Immer wieder in Welchs Arbeit taucht der Magen als metaphorische Form auf. Welch spricht von dem Organ als einem biologischen Äquivalent zur städtischen Infrastruktur eines Abfallsystems, als verborgener Ort der Verarbeitung, der Absorption und der Entsorgung. Die Kamera taucht in die Tiefen des Körpers und in sein Inneres ab, sie dringt in einen Untergrund ein, in einen dunklen Raum, der dem Protagonisten symbolhaft als Schutzraum dient.

Matt Welch hat für die Präsentation seiner Arbeit den Raum im Frankfurter Kunstverein ausgesucht, der außerhalb der regulären Sichtbarkeit der Museumsbesucher*innen liegt und für Künstler*innenaufenthalte genutzt wird. Welch verleiht den Räumen die Anmutung einer anonymen Airbnb-Wohnung, in der man sich zurückziehen kann, ohne dass die Räume die eigene Identität widerspiegeln.
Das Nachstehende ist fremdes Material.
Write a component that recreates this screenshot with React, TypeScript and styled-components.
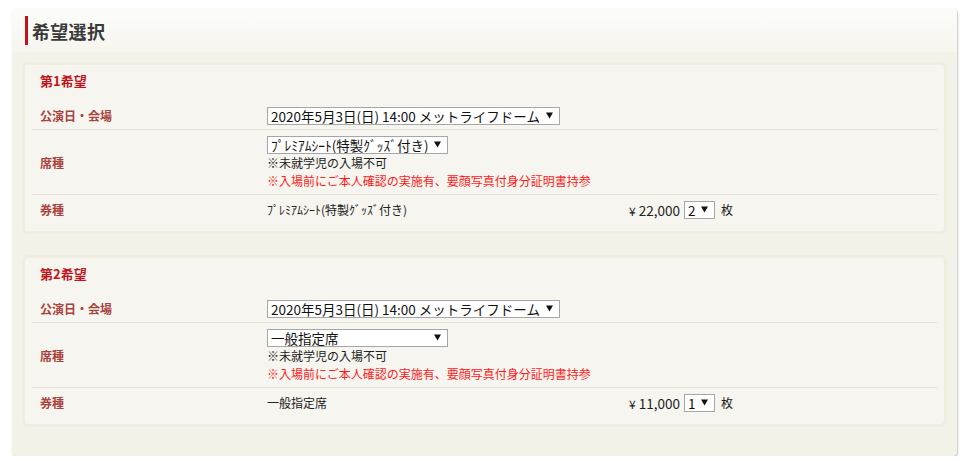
import React from "react";
import styled, { createGlobalStyle } from "styled-components";

const Global = createGlobalStyle`
  html, body { margin: 0; padding: 0; background: #ffffff; }
  body { font-family: "Noto Sans CJK JP", "Noto Sans", "DejaVu Sans", sans-serif; color: #222; }
`;

const Page = styled.div`
  padding: 9px 13px 0 12px;
`;

const Panel = styled.section`
  width: 945px;
  border-radius: 4px;
  background: #f3f2e8;
  box-shadow: 1px 1px 2px rgba(0, 0, 0, 0.22), 0 0 1px rgba(0, 0, 0, 0.06);
  overflow: hidden;
`;

const Header = styled.header`
  height: 43px;
  display: flex;
  align-items: center;
  padding-left: 13px;
  background: linear-gradient(to bottom, #fcfcfa 0%, #f6f5ee 100%);
`;

const Title = styled.h2`
  margin: 0;
  border-left: 3px solid #c1121c;
  padding-left: 4px;
  height: 29px;
  display: flex;
  align-items: center;
  font-size: 18px;
  font-weight: bold;
  color: #3a3a3a;
  letter-spacing: 0.3px;
`;

const Body = styled.div`
  padding: 10px 10px 29px;
  display: flex;
  flex-direction: column;
  gap: 21px;
`;

const Card = styled.div`
  border: 3px solid #eeede0;
  border-radius: 6px;
  background: #f6f5ef;
  padding: 6px 7px 8px;
`;

const CardTitle = styled.h3`
  margin: 0 0 10px;
  padding-left: 8px;
  line-height: 20px;
  font-size: 13px;
  font-weight: bold;
  color: #c0141c;
`;

const Row = styled.div<{ $last?: boolean }>`
  display: flex;
  align-items: center;
  padding: 6px 0 4px 8px;
  line-height: 18px;
  border-bottom: ${(p) => (p.$last ? "none" : "1px solid #e4e2d6")};
`;

const Label = styled.div`
  width: 227px;
  flex: none;
  font-size: 12px;
  font-weight: bold;
  color: #a8433d;
`;

const Value = styled.div`
  display: flex;
  flex-direction: column;
  align-items: flex-start;
  font-size: 12px;
  line-height: 18px;
`;

const Note = styled.div<{ $alert?: boolean }>`
  color: ${(p) => (p.$alert ? "#ff1a1a" : "#222")};
  line-height: 18px;
  height: 18px;
`;

const SelectWrap = styled.span<{ $w: number }>`
  position: relative;
  display: inline-block;
  width: ${(p) => p.$w}px;
  height: 18px;
  flex: none;
`;

const NativeSelect = styled.select`
  appearance: none;
  -webkit-appearance: none;
  box-sizing: border-box;
  display: block;
  width: 100%;
  height: 18px;
  margin: 0;
  padding: 0 14px 0 3px;
  border: 1px solid #a6a6a6;
  border-radius: 0;
  background: #ffffff;
  font-family: "Noto Sans CJK JP", "Noto Sans", sans-serif;
  font-size: 13.5px;
  line-height: 16px;
  color: #111;
  outline: none;
`;

const Arrow = styled.svg`
  position: absolute;
  right: 7px;
  top: 5px;
  pointer-events: none;
`;

const TicketLine = styled.div`
  display: flex;
  align-items: center;
  font-size: 12px;
  height: 18px;
`;

const TicketName = styled.span`
  width: 362px;
  flex: none;
`;

const Price = styled.span`
  font-size: 13.5px;
  margin-right: 4px;
  color: #222;
`;

const Yen = styled.span`
  font-size: 12px;
  margin-right: 3px;
`;

const Unit = styled.span`
  margin-left: 6px;
  font-size: 12px;
`;

function Select({ width, value }: { width: number; value: string }) {
  return (
    <SelectWrap $w={width}>
      <NativeSelect defaultValue={value}>
        <option value={value}>{value}</option>
      </NativeSelect>
      <Arrow width="7" height="7" viewBox="0 0 7 7">
        <path d="M0 0.5 H7 L3.5 6.5 Z" fill="#111" />
      </Arrow>
    </SelectWrap>
  );
}

type Choice = {
  title: string;
  seat: string;
  price: string;
  qty: string;
};

const choices: Choice[] = [
  {
    title: "第1希望",
    seat: "ﾌﾟﾚﾐｱﾑｼｰﾄ(特製ｸﾞｯｽﾞ付き)",
    price: "22,000",
    qty: "2",
  },
  {
    title: "第2希望",
    seat: "一般指定席",
    price: "11,000",
    qty: "1",
  },
];

export default function App() {
  return (
    <>
      <Global />
      <Page>
        <Panel>
          <Header>
            <Title>希望選択</Title>
          </Header>
          <Body>
            {choices.map((c) => (
              <Card key={c.title}>
                <CardTitle>{c.title}</CardTitle>
                <Row>
                  <Label>公演日・会場</Label>
                  <Value>
                    <Select width={293} value="2020年5月3日(日) 14:00 メットライフドーム" />
                  </Value>
                </Row>
                <Row>
                  <Label>席種</Label>
                  <Value>
                    <Select width={181} value={c.seat} />
                    <Note>※未就学児の入場不可</Note>
                    <Note $alert>※入場前にご本人確認の実施有、要顔写真付身分証明書持参</Note>
                  </Value>
                </Row>
                <Row $last>
                  <Label>券種</Label>
                  <TicketLine>
                    <TicketName>{c.seat}</TicketName>
                    <Price>
                      <Yen>¥</Yen>
                      {c.price}
                    </Price>
                    <Select width={31} value={c.qty} />
                    <Unit>枚</Unit>
                  </TicketLine>
                </Row>
              </Card>
            ))}
          </Body>
        </Panel>
      </Page>
    </>
  );
}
In den beiden Räumen spielt der Sound eine zentrale Rolle. Im Wohnraum hallt Klaviermusik, im Schlafraum, in dem der Film zu sehen ist, hören wir die innere Stimme der agierenden Figur. Die Musik stammt aus zwei instrumentalen Arrangements von David Bowies Alben Low und Heroes. Diese Alben hat Bowie als Teile seiner Berlin-Trilogie mit Brian Eno komponiert und aufgenommen. Bowie war von Los Angeles nach Berlin geflohen, um seiner Drogensucht zu entkommen. Hier konnte er mit Iggy Pop, der zufällig sein Nachbar war, relativ unerkannt in der Stadt leben, in Untergrund Clubs und Bars gehen, ohne von Fans oder Paparazzi verfolgt zu werden. Die Piano-Interpretationen im Frankfurter Kunstverein nehmen die Synthesizer-Instrumentalstücke Bowies auf und verstärken die Atmosphäre der Einsamkeit und Melancholie des Films.
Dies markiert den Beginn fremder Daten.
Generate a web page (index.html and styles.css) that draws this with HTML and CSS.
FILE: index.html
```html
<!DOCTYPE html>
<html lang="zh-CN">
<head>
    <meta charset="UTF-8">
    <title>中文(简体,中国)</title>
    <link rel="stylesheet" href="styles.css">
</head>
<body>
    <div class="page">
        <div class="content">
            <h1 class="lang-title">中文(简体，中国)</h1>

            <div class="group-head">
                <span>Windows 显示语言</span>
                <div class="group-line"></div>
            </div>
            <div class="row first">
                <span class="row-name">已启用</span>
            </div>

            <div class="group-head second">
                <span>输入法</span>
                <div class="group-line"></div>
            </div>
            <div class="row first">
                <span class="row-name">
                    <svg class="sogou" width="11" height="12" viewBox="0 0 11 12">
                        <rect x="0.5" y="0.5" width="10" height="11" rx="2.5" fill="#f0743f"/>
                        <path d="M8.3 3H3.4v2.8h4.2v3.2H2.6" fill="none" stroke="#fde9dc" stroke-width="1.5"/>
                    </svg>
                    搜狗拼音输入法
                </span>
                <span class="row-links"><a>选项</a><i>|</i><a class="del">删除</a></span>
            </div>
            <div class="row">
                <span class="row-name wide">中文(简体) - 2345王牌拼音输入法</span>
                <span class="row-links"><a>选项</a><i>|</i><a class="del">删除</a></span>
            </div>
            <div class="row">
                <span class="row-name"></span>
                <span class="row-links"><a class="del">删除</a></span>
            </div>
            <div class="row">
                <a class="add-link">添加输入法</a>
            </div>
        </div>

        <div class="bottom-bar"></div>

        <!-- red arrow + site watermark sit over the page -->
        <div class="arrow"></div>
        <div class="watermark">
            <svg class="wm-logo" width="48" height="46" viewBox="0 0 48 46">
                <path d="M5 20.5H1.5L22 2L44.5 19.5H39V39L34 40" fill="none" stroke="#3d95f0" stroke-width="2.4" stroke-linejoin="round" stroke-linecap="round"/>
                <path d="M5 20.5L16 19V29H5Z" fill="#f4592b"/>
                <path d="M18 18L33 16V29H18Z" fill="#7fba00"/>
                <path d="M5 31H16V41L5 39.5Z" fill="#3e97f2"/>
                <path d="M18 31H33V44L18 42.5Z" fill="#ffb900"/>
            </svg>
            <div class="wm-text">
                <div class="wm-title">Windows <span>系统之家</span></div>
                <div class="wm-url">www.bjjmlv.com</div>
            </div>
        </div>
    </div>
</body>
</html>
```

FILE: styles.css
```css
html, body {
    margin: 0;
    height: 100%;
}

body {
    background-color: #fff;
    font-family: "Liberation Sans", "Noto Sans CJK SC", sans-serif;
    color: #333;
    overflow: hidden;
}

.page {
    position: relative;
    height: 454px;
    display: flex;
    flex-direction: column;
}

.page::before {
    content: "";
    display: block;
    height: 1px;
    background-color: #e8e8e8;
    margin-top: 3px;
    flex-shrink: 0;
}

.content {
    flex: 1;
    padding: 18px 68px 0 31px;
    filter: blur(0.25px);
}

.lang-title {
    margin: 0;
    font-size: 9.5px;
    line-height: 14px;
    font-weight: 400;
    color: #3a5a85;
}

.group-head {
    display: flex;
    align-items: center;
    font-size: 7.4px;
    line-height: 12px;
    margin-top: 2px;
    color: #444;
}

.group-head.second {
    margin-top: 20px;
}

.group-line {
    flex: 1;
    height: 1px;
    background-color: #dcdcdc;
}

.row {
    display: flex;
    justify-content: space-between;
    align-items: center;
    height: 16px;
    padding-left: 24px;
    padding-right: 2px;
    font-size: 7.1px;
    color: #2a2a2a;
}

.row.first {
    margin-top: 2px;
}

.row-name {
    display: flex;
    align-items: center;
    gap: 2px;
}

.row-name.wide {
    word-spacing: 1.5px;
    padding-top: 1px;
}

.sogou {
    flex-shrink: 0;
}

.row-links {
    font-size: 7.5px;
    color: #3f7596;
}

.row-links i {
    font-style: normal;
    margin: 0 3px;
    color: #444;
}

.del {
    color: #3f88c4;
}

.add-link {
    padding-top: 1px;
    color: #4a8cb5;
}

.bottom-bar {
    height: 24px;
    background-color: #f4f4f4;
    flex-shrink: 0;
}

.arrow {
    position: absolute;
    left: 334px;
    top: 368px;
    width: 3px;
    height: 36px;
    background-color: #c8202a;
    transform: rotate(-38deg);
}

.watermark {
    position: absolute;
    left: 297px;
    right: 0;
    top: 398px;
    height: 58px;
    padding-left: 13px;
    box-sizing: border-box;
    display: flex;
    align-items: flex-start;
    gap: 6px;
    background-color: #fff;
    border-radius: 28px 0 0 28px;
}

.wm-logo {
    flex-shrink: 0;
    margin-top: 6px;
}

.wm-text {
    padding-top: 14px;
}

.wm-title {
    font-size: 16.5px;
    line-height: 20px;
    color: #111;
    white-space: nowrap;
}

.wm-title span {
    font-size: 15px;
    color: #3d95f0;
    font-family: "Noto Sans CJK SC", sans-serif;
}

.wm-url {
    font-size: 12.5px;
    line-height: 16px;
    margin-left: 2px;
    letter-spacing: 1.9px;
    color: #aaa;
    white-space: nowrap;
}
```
Sense of Doubt ist von einer Stimmung diffuser Beklemmung beherrscht. Der fließende Wechsel zwischen der Beobachtung und Abtastung der Welt in ihrer Erscheinung und der Wahrnehmung aus der Binnensicht der Magenebene lösen die Kategorien Innen und Außen, Zentral und Peripher auf. Der innere Monolog ist das Bindeglied, in dem die Gedanken und Gefühle der Perspektivfigur atmosphärisch dicht der Betrachter*in zuteilwerden.
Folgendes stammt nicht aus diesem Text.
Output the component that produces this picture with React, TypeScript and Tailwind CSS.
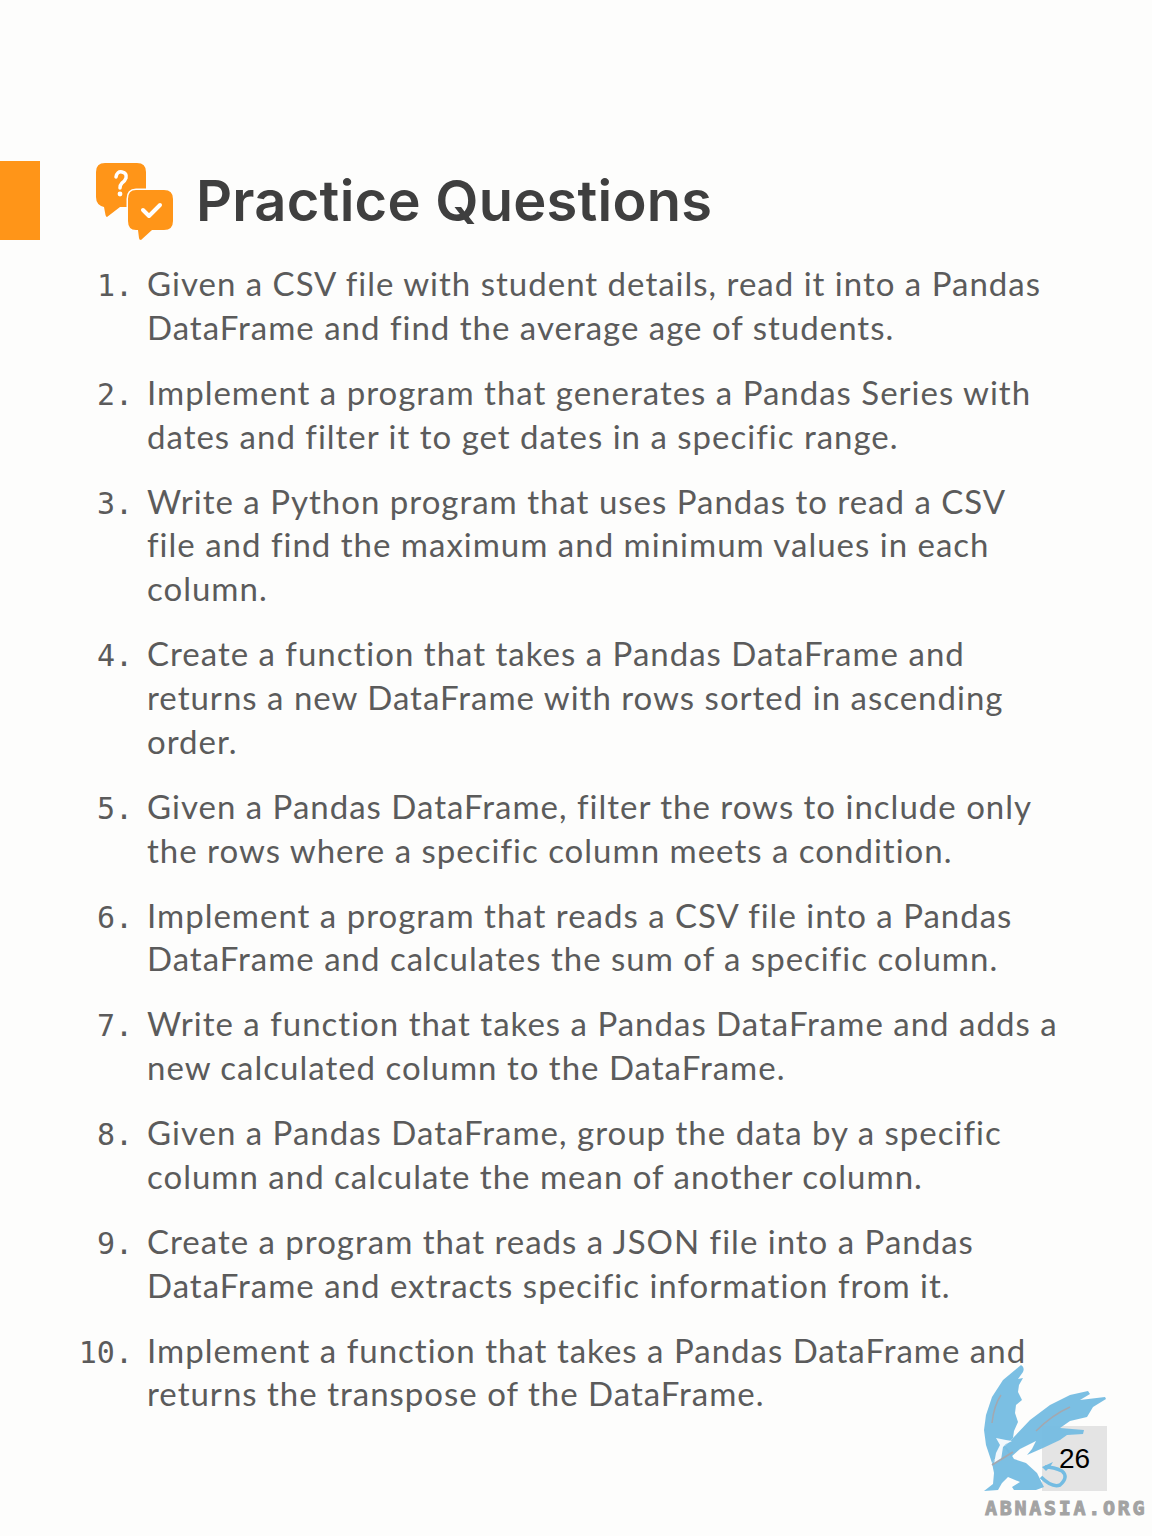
const items: [string, string[]][] = [
  ["1.", ["Given a CSV file with student details, read it into a Pandas", "DataFrame and find the average age of students."]],
  ["2.", ["Implement a program that generates a Pandas Series with", "dates and filter it to get dates in a specific range."]],
  ["3.", ["Write a Python program that uses Pandas to read a CSV", "file and find the maximum and minimum values in each", "column."]],
  ["4.", ["Create a function that takes a Pandas DataFrame and", "returns a new DataFrame with rows sorted in ascending", "order."]],
  ["5.", ["Given a Pandas DataFrame, filter the rows to include only", "the rows where a specific column meets a condition."]],
  ["6.", ["Implement a program that reads a CSV file into a Pandas", "DataFrame and calculates the sum of a specific column."]],
  ["7.", ["Write a function that takes a Pandas DataFrame and adds a", "new calculated column to the DataFrame."]],
  ["8.", ["Given a Pandas DataFrame, group the data by a specific", "column and calculate the mean of another column."]],
  ["9.", ["Create a program that reads a JSON file into a Pandas", "DataFrame and extracts specific information from it."]],
  ["10.", ["Implement a function that takes a Pandas DataFrame and", "returns the transpose of the DataFrame."]],
];

function ChatIcon() {
  return (
    <svg width="78" height="78" viewBox="0 0 78 78" className="shrink-0">
      <path d="M9 0H41Q50 0 50 9V36Q50 44 41 44H24L11 54Q10 54 9.500 52L8 44Q0 42 0 34V9Q0 0 9 0Z" fill="#ff9518" />
      <path d="M40 27H68Q77 27 77 36V58Q77 67 68 67H56L45 77Q43 77 43 75L42 67H40Q32 67 32 58V36Q32 27 40 27Z" fill="#ff9518" stroke="#fdfdfc" strokeWidth="3" paintOrder="stroke" />
      <path d="M20 14Q21 8 26 9Q31 10 30 15Q29 18 26 20Q24 22 24 25" fill="none" stroke="#fff" strokeWidth="3.500" strokeLinecap="round" />
      <circle cx="24" cy="31" r="2.400" fill="#fff" />
      <path d="M47 47L53 53L64 42" fill="none" stroke="#fff" strokeWidth="4" strokeLinecap="round" strokeLinejoin="round" />
    </svg>
  );
}

function Griffin() {
  return (
    <svg width="124" height="128" viewBox="0 0 124 128" className="absolute left-0 top-0">
      <g fill="#74bce2" fillOpacity="0.95">
        <path d="M37 0Q41 2 39 7L34 14L39 13L35 20L34 27L38 35L32 40L31 48L34 57L30 66L29 73L20 82L8 98L2 80L0 65L2 50L8 32L19 15Z" />
        <path d="M29 73L46 55L66 40L86 30L104 26L106 29L96 35L121 32L122 34L109 42L103 52L86 56L76 63L100 65L99 69L83 70L76 75L59 83L43 90L48 84L52 76L36 84L27 92L20 82Z" />
        <path d="M8 98L16 88L20 80L24 84L30 94L42 98L53 108L60 122L52 125L30 125L28 122L36 117L24 112L18 118L14 125L0 126L9 119L10 108Z" />
      </g>
      <path d="M12 73L22 75L28 76L22 79L19 82L17 95L10 99L12 88L16 80Z" fill="#f2f8fc" />
      <path d="M8 100L29 87" stroke="#a3a8b0" strokeWidth="2" fill="none" />
      <path d="M8 58Q10 40 17 30M52 66Q68 50 86 42" stroke="#a3a8b0" strokeWidth="1.500" fill="none" />
      <path d="M57 112Q68 123 76 120Q85 112 78 106Q70 102 61 102" stroke="#74bce2" strokeWidth="3.500" fill="none" />
      <path d="M58 102L69 97L66 102L62 106Z" fill="#74bce2" />
    </svg>
  );
}

export default function App() {
  return (
    <div className="relative min-h-[1536px] w-[1152px] overflow-hidden bg-[#fdfdfc] pt-[161px] text-[#5b5b5b] [font-family:'Lato',sans-serif]">
      <div className="flex h-[79px] items-start">
        <div className="h-[79px] w-10 bg-[#ff9518]" />
        <div className="ml-[56px] mt-[2px]"><ChatIcon /></div>
        <h1 className="ml-[22px] text-[56px] font-semibold leading-[80px] tracking-[0.25px] text-[#3f3f3f] [font-family:'Inter',sans-serif]">Practice Questions</h1>
      </div>
      <ol className="mt-[22px] flex flex-col gap-[21.2px]">
        {items.map(([n, lines]) => (
          <li key={n} className="flex items-baseline text-[33px] leading-[43.8px] tracking-[1px]">
            <span className="ml-[71px] w-[62px] text-right text-[30px] tracking-normal [font-family:'DejaVu_Sans_Mono',monospace]">{n}</span>
            <div className="ml-[14px] whitespace-nowrap">
              {lines.map((l) => <div key={l}>{l}</div>)}
            </div>
          </li>
        ))}
      </ol>
      <div className="absolute left-[984px] top-[1365px] h-[171px] w-[168px]">
        <div className="absolute left-[58px] top-[61px] h-[65px] w-[65px] bg-[#e4e4e4]" />
        <Griffin />
        <div className="absolute left-[58px] top-[61px] flex h-[65px] w-[65px] items-center justify-center text-[28px] text-black [font-family:'Liberation_Sans',sans-serif]">26</div>
        <div className="absolute left-[1px] top-[131px] whitespace-nowrap text-[20px] font-bold leading-[24px] tracking-[2.700px] text-[#a3a3a3] [-webkit-text-stroke:1px_#a3a3a3] [font-family:'DejaVu_Sans_Mono',monospace]">ABNASIA.ORG</div>
      </div>
    </div>
  );
}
Matt Welch (*1988 in Liverpool, UK) arbeitet vorwiegend mit Skulptur und Video. Er studierte Malerei an der Wimbledon School of Art, London (UK), und erhielt im Oktober 2020 seinen Abschluss als Meisterschüler in der Klasse von Haegue Yang an der Hochschule für Bildende Künste – Städelschule in Frankfurt am Main (DE). 2020 gewann er den Absolventenpreis der Sammlung Pohl für seine Arbeit in der Kunsthalle Portikus, Frankfurt am Main (DE). Matt Welch hat unter anderem in folgenden Institutionen ausgestellt: Kunsthalle Portikus, Frankfurt am Main (DE), Croy Nielsen, Wien (AT), Dortmunder Kunstverein, Dortmund (DE), Limazulu2, London (UK), Ormside Projects, London (UK), Neue Alte Brücke, Frankfurt am Main (DE).